| THE TASK |
Look through the listing and locate every line containing the word "React"; copy those lines.

| SUPPLIED DATA |
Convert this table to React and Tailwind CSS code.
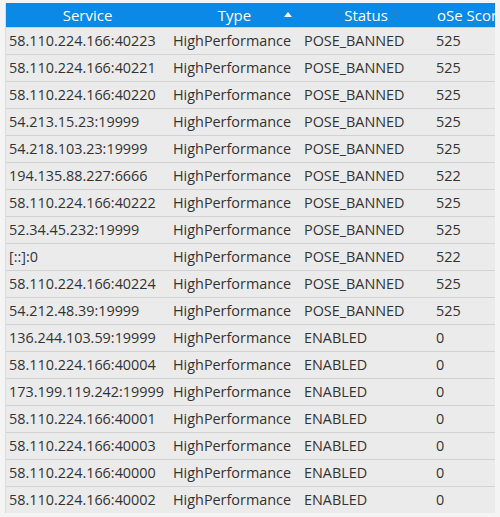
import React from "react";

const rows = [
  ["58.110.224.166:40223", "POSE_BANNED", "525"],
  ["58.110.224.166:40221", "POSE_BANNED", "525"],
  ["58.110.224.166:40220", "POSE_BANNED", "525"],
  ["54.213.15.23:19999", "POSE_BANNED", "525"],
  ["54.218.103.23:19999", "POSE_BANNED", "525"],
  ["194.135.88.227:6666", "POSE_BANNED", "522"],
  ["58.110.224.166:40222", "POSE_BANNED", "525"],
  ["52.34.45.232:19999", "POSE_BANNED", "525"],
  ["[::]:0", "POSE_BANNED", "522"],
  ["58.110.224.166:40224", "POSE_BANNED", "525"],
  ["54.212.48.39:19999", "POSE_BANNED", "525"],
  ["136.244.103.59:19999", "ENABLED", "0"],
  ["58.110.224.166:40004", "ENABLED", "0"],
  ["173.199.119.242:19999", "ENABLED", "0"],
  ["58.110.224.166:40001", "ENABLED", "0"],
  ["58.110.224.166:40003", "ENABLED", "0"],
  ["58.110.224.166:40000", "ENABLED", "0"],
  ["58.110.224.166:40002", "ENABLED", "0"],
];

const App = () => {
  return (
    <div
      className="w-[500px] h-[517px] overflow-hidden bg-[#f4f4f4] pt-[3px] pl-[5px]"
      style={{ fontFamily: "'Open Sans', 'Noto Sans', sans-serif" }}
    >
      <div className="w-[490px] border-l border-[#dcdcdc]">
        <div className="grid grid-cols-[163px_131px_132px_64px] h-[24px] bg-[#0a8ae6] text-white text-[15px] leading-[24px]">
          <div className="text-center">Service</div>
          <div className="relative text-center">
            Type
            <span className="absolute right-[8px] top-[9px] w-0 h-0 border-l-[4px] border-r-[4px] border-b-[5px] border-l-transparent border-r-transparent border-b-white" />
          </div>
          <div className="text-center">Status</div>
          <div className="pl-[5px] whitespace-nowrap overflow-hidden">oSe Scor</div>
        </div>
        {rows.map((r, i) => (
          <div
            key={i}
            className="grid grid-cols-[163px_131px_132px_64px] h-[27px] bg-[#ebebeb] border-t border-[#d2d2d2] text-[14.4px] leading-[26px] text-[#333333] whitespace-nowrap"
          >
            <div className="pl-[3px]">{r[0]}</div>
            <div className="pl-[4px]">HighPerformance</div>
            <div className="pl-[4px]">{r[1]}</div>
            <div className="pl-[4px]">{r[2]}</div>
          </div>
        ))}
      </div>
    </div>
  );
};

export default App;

| EXERCISE OUTPUT |
Convert this table to React and Tailwind CSS code.
import React from "react";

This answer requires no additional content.